Cards such as the Asus EAH5750 and the MSI R5770 Hawk (top two) have proven to be quite successful, and AMD will nearly have their second generation of midrange/budget parts by the time NVIDIA releases their first generation competing designs.

    The second area which will probably get some attention is that of stream computing efficiency.  While the actual stream units will be unchanged from the previous generation, how the data is delivered to said stream units can be improved upon.  The raw floating point performance of the HD 5870 is impressive, and achieving single precision rates of 2.7 TFLOPS is amazing.  Unfortunately, actual throughput is typically less than even a previous generation NVIDIA GTX 285 in most GPGPU workloads.  AMD will not be able to work miracles by changing around the non-stream portions of the design, but they should be able to improve throughput and compatibility.

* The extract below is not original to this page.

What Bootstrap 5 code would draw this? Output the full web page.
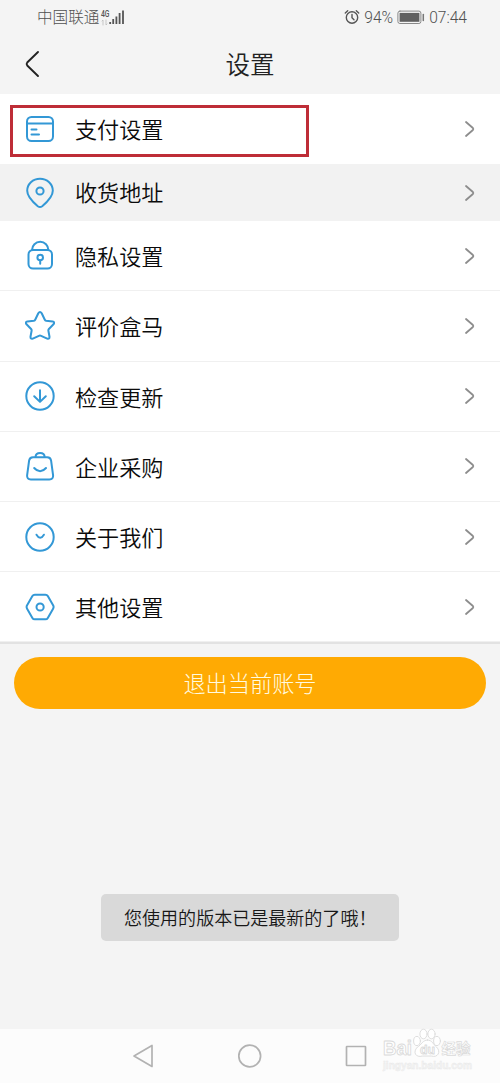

    Where else can AMD go?  Well, more work will likely be done on the memory controllers as well.  Will we see AMD go from a 4 x 64 bit units to 5 or 6 of them?  Good question.  The size of the chip is going to be larger due to the above mentioned changes, so it might not be unrealistic for AMD to improve memory performance with current generation GDDR-5 by increasing overall memory bandwidth by going to a 320 bit or 384 bit controller.  The larger the die, the more space for I/O pads on the design.  We also must consider that we will not see any big changes in GDDR-5 speeds throughout the rest of this year.

    Power and heat will remain within the same tolerances as current HD 5000 parts, even though the chips will likely be bigger than their previous counterparts.  TSMC’s 40 nm process is now much more optimized, and much more well known in terms of design issues, so AMD can further optimize the part so it does not break any thermal or power envelopes as currently defined.  While this will be the biggest part that AMD has introduced since the R600, it will still be much smaller than the NVIDIA GF100.

    We will not see these parts until at least late Q3 of this year, and perhaps early Q4.  But from all indications this refresh of the DX11 lineup for AMD will still be fairly significant.